*Data excerpt*.
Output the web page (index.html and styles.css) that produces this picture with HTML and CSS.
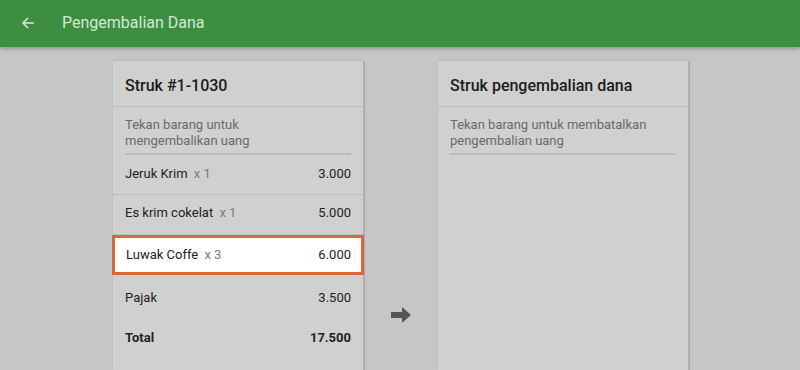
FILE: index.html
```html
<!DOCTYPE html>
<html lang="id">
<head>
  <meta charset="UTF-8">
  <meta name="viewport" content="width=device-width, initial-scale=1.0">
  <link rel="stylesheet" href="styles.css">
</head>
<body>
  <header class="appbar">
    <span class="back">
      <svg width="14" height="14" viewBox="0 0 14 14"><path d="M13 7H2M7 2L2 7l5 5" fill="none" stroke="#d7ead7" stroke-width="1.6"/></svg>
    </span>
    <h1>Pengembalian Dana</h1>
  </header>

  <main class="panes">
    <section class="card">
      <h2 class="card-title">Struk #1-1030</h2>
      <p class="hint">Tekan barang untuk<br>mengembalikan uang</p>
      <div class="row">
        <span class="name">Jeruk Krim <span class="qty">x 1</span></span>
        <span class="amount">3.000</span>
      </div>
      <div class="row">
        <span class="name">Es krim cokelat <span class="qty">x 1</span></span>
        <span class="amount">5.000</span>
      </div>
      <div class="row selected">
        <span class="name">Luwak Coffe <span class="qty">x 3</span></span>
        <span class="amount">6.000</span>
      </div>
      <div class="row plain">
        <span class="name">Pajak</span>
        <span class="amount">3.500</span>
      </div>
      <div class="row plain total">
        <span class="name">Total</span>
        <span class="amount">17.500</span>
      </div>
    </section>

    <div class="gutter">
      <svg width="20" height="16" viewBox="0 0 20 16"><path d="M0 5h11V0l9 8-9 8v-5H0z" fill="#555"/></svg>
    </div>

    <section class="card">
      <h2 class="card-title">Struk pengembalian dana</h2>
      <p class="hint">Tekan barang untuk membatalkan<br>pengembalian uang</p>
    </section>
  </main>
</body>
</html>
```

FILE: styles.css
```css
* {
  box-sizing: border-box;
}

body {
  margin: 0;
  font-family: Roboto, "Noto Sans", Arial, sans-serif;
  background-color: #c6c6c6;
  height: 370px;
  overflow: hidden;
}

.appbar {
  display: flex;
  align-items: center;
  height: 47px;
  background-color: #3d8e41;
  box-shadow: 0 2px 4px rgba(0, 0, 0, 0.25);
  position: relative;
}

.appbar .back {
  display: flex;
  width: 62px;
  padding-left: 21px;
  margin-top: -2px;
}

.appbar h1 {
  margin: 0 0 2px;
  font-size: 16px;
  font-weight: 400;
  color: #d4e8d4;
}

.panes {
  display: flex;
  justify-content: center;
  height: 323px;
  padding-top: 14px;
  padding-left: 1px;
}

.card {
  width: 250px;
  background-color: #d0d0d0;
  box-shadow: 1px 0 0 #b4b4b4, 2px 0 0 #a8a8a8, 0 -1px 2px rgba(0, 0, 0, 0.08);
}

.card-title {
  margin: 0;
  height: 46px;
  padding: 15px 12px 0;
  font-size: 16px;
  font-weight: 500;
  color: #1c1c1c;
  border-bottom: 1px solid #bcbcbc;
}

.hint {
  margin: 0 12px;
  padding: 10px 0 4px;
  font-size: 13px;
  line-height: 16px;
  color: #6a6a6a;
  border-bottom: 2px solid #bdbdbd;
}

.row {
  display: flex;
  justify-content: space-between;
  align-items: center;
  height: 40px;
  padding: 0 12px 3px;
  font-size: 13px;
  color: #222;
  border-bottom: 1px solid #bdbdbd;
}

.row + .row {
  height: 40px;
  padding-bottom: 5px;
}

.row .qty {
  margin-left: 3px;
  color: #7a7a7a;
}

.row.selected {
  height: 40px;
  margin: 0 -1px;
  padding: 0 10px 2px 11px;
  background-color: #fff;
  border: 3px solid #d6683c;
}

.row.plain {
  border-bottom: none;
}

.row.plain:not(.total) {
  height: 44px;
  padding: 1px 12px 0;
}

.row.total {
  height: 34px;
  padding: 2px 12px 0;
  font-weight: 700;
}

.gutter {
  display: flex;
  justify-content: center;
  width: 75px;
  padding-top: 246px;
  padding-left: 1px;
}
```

*Prompt*.
All of the lines above should be printed exactly, minus the pictures.

*The answer*.
Output the web page (index.html and styles.css) that produces this picture with HTML and CSS.
FILE: index.html
```html
<!DOCTYPE html>
<html lang="id">
<head>
  <meta charset="UTF-8">
  <meta name="viewport" content="width=device-width, initial-scale=1.0">
  <link rel="stylesheet" href="styles.css">
</head>
<body>
  <header class="appbar">
    <span class="back">
      <svg width="14" height="14" viewBox="0 0 14 14"><path d="M13 7H2M7 2L2 7l5 5" fill="none" stroke="#d7ead7" stroke-width="1.6"/></svg>
    </span>
    <h1>Pengembalian Dana</h1>
  </header>

  <main class="panes">
    <section class="card">
      <h2 class="card-title">Struk #1-1030</h2>
      <p class="hint">Tekan barang untuk<br>mengembalikan uang</p>
      <div class="row">
        <span class="name">Jeruk Krim <span class="qty">x 1</span></span>
        <span class="amount">3.000</span>
      </div>
      <div class="row">
        <span class="name">Es krim cokelat <span class="qty">x 1</span></span>
        <span class="amount">5.000</span>
      </div>
      <div class="row selected">
        <span class="name">Luwak Coffe <span class="qty">x 3</span></span>
        <span class="amount">6.000</span>
      </div>
      <div class="row plain">
        <span class="name">Pajak</span>
        <span class="amount">3.500</span>
      </div>
      <div class="row plain total">
        <span class="name">Total</span>
        <span class="amount">17.500</span>
      </div>
    </section>

    <div class="gutter">
      <svg width="20" height="16" viewBox="0 0 20 16"><path d="M0 5h11V0l9 8-9 8v-5H0z" fill="#555"/></svg>
    </div>

    <section class="card">
      <h2 class="card-title">Struk pengembalian dana</h2>
      <p class="hint">Tekan barang untuk membatalkan<br>pengembalian uang</p>
    </section>
  </main>
</body>
</html>
```

FILE: styles.css
```css
* {
  box-sizing: border-box;
}

body {
  margin: 0;
  font-family: Roboto, "Noto Sans", Arial, sans-serif;
  background-color: #c6c6c6;
  height: 370px;
  overflow: hidden;
}

.appbar {
  display: flex;
  align-items: center;
  height: 47px;
  background-color: #3d8e41;
  box-shadow: 0 2px 4px rgba(0, 0, 0, 0.25);
  position: relative;
}

.appbar .back {
  display: flex;
  width: 62px;
  padding-left: 21px;
  margin-top: -2px;
}

.appbar h1 {
  margin: 0 0 2px;
  font-size: 16px;
  font-weight: 400;
  color: #d4e8d4;
}

.panes {
  display: flex;
  justify-content: center;
  height: 323px;
  padding-top: 14px;
  padding-left: 1px;
}

.card {
  width: 250px;
  background-color: #d0d0d0;
  box-shadow: 1px 0 0 #b4b4b4, 2px 0 0 #a8a8a8, 0 -1px 2px rgba(0, 0, 0, 0.08);
}

.card-title {
  margin: 0;
  height: 46px;
  padding: 15px 12px 0;
  font-size: 16px;
  font-weight: 500;
  color: #1c1c1c;
  border-bottom: 1px solid #bcbcbc;
}

.hint {
  margin: 0 12px;
  padding: 10px 0 4px;
  font-size: 13px;
  line-height: 16px;
  color: #6a6a6a;
  border-bottom: 2px solid #bdbdbd;
}

.row {
  display: flex;
  justify-content: space-between;
  align-items: center;
  height: 40px;
  padding: 0 12px 3px;
  font-size: 13px;
  color: #222;
  border-bottom: 1px solid #bdbdbd;
}

.row + .row {
  height: 40px;
  padding-bottom: 5px;
}

.row .qty {
  margin-left: 3px;
  color: #7a7a7a;
}

.row.selected {
  height: 40px;
  margin: 0 -1px;
  padding: 0 10px 2px 11px;
  background-color: #fff;
  border: 3px solid #d6683c;
}

.row.plain {
  border-bottom: none;
}

.row.plain:not(.total) {
  height: 44px;
  padding: 1px 12px 0;
}

.row.total {
  height: 34px;
  padding: 2px 12px 0;
  font-weight: 700;
}

.gutter {
  display: flex;
  justify-content: center;
  width: 75px;
  padding-top: 246px;
  padding-left: 1px;
}
```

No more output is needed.